PESTIZIDE
Die Kommission will ein Verbot, Deutschland plädiert für höhere Grenzwerte
Europas Pestizid-Hersteller argumentierten mit großen Zahlen: "3000 Salatköpfe!" - so viel Gemüse müsse ein gesunder Erwachsener an einem Tag verzehren, um eine gefährliche Dosis Pestizidrückstände zu sich zu nehmen. "Noch nie waren unsere Nahrungsmittel sicherer", befand der Europäische Verband für Pflanzenschutz (ECPA).
Ziel der Lobbyarbeit waren diejenigen EU-Politiker, die gerade mit einer Verschärfung der Pestizid-Vorschriften beschäftigt sind. Am 19. Mai stand das Thema auf der Agenda des Agrarministertreffens in Brüssel. Auch Bundesminister Horst Seehofer (CSU) nahm an den Gesprächen teil. Heraus kam vor allem eines: ein handfester Streit zwischen den Entscheidungsträgern.
Im Zentrum der Debatte stehen die so genannten CMR-Stoffe - Substanzen, die Krebs erregen, das Erbgut schädigen oder die Fortpflanzungsfähigkeit beeinträchtigen können. Hier will die EU-Kommission sich nicht auf Risiko-Schätzungen verlassen: Ihrer Ansicht nach sollten die Stoffe kategorisch verboten werden. Ein Vorstoß, den das EU-Parlament und seine deutsche Berichterstatterin Hiltrud Breyer (Grüne) nur zu gerne aufnahmen. Im Ministerrat allerdings sah eine Mehrheit die Sache anders. "Es ist wichtig, dass die Pestizid-Palette auch künftig ausreichend groß ist", erklärte der slowenische Agrarminister Iztok Jarc, dessen Land den Ratsvorsitz inne hat. Sein Vorschlag: Bestimmte krebserregende oder die Fortpflanzung schädigende Substanzen dürfen eingesetzt werden, wenn ihre Konzentration weniger als ein Tausendstel der Wirkungsschwelle beträgt.
Nun aber passierte Bemerkenswertes: Die EU-Kommission hielt trotz des Drucks an ihrem Vorschlag fest. Es war einer der ersten größeren Auftritte der neuen Gesundheitskommissarin Androula Vassiliou aus Zypern. Die Politikerin mit dem flammend orangen Haar verteidigte energisch ihre Position: "Die Industrie braucht Anreize, sicherere Stoffe zu entwickeln!", erklärte sie.

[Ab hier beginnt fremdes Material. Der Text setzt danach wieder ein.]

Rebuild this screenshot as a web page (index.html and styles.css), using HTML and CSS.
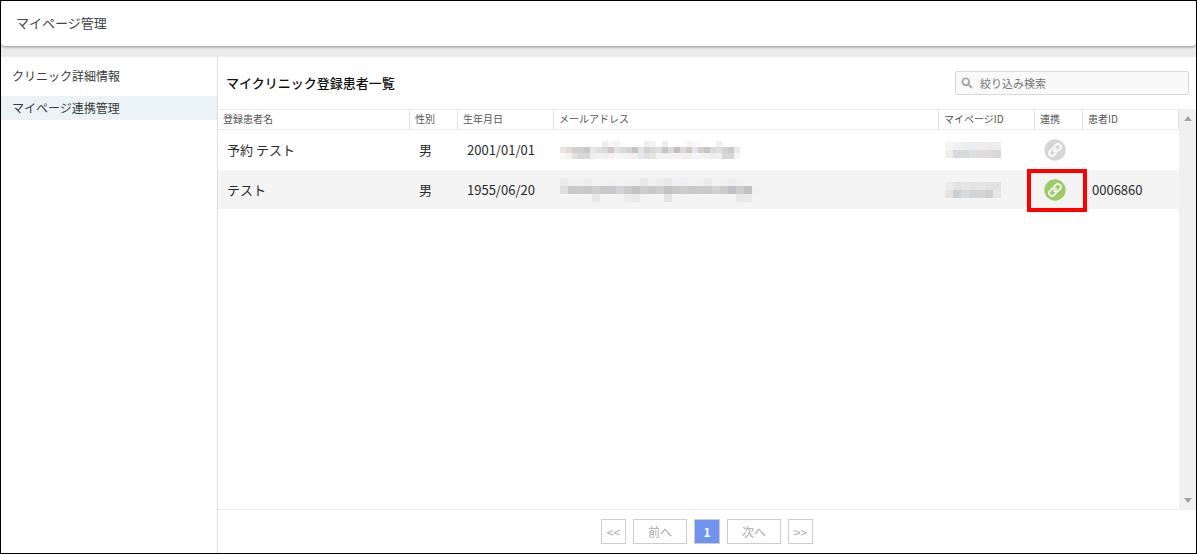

Zur Seite stand ihr die grüne EU-Abgeordnete Breyer. "Gesetzliche Grenzwerte werden nur für jeweils ein Pestizid festgelegt", kritisierte die Parlamentarierin. "In Obst und Gemüse befindet sich aber ein ganzer Cocktail von Stoffen. Was diese gemeinsam bewirken, ist noch gar nicht bekannt." Ähnlich hatten sich zuvor schon Organisationen wie Greenpeace geäußert. Am 23. Juni geht der Streit in die nächste Runde: Dann befassen sich die Agrarminister noch einmal mit dem schwierigen Dossier. Bundesminister Seehofer hat sich salomonisch zu dem Thema geäußert: Ob Verbot oder Grenzwert-Modell - er halte "beides für verantwortbar", erklärte der für Verbraucherfragen zuständige Minister . Hauptsache, es gebe moderne EU-weite Regeln - schließlich solle der Binnenmarkt vorangebracht werden. Und außerdem lande sehr viel importiertes Obst und Gemüse auf deutschen Tellern.